Tanking has been a hot topic of debate in pro sports, and specifically the NBA, in recent years. One of the reasons for that is the results of tanking usually aren’t too bad.
Losing games on purpose — which can be done in a lot of ways, from roster construction to lineups, etc. — isn’t fun, though, and there’s no guarantee it’ll work, despite recent success in Philadelphia and other places.
And even if a team gets lucky in the draft lottery, selecting the right players is very difficult.
When the Boston Celtics were trying to convince Brad Stevens to leave Butler University and become their next head coach before the 2013-14 season, he made it clear that tanking wasn’t something he wanted to be a part of.
“The one thing he wouldn’t do going forward was try to lose a game, or you know, ‘tank,’ ” Celtics co-owner Steve Pagliuca told Boston.com. “So if we were going to have a strategy, maybe like ‘The Process,’ he was not going to participate in that.”
“We said, ‘No, we’re always trying to win. We’re going to try to win on the fly and rebuild on the fly,’ ” Pagliuca said. “Who knows if we can do that or not, but that was certainly going to be the strategy. Tanking is different than developing talent. We try to keep all the good talent.”

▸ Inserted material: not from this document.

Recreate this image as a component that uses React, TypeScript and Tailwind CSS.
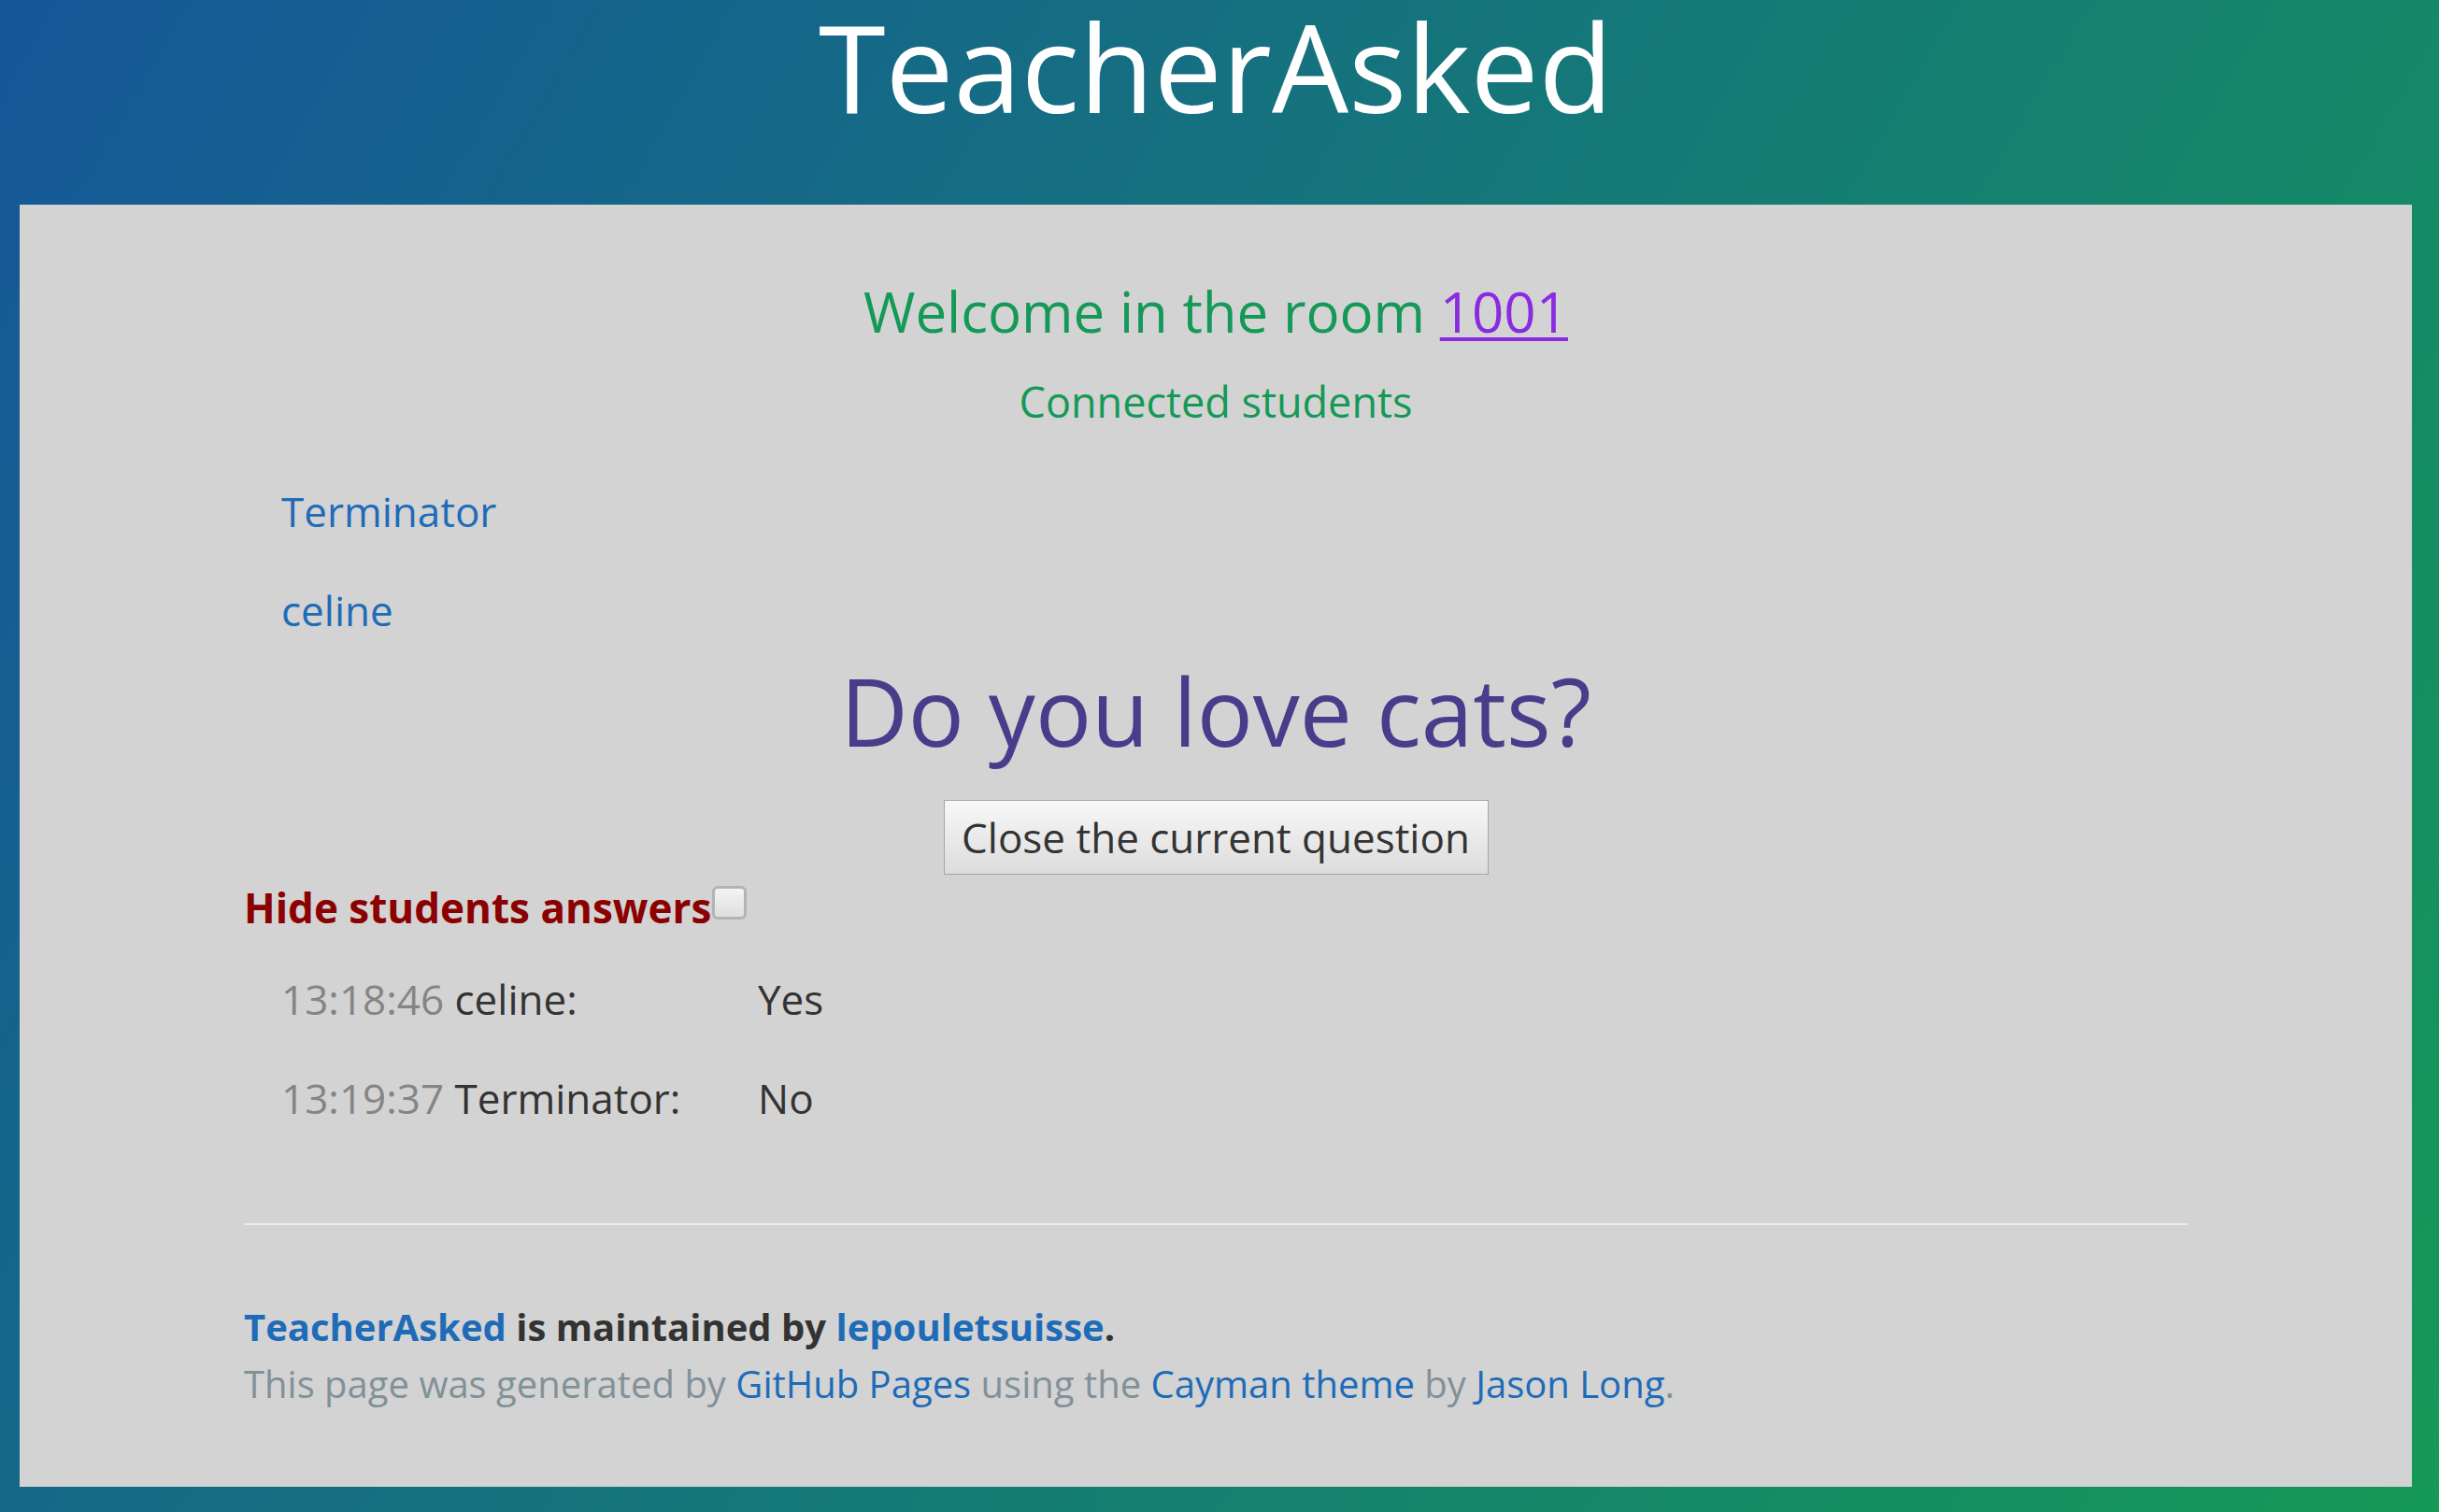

It turned out that C’s president of basketball operations Danny Ainge didn’t need to tank. He made several good trades, most notably the one that sent veterans Paul Pierce and Kevin Garnett to the Brooklyn Nets for what turned into a couple high lottery picks. He used those picks to draft Jaylen Brown and Jayson Tatum, and traded for superstar point guard Kyrie Irving. Giving up very little to acquire Isaiah Thomas from the Phoenix Suns was a solid move, too.
Now, Stevens has one of the most well-rounded rosters in the NBA, and he’s taken that talent and turned it into the league’s best team, at least in the standings, with a 15-2 record.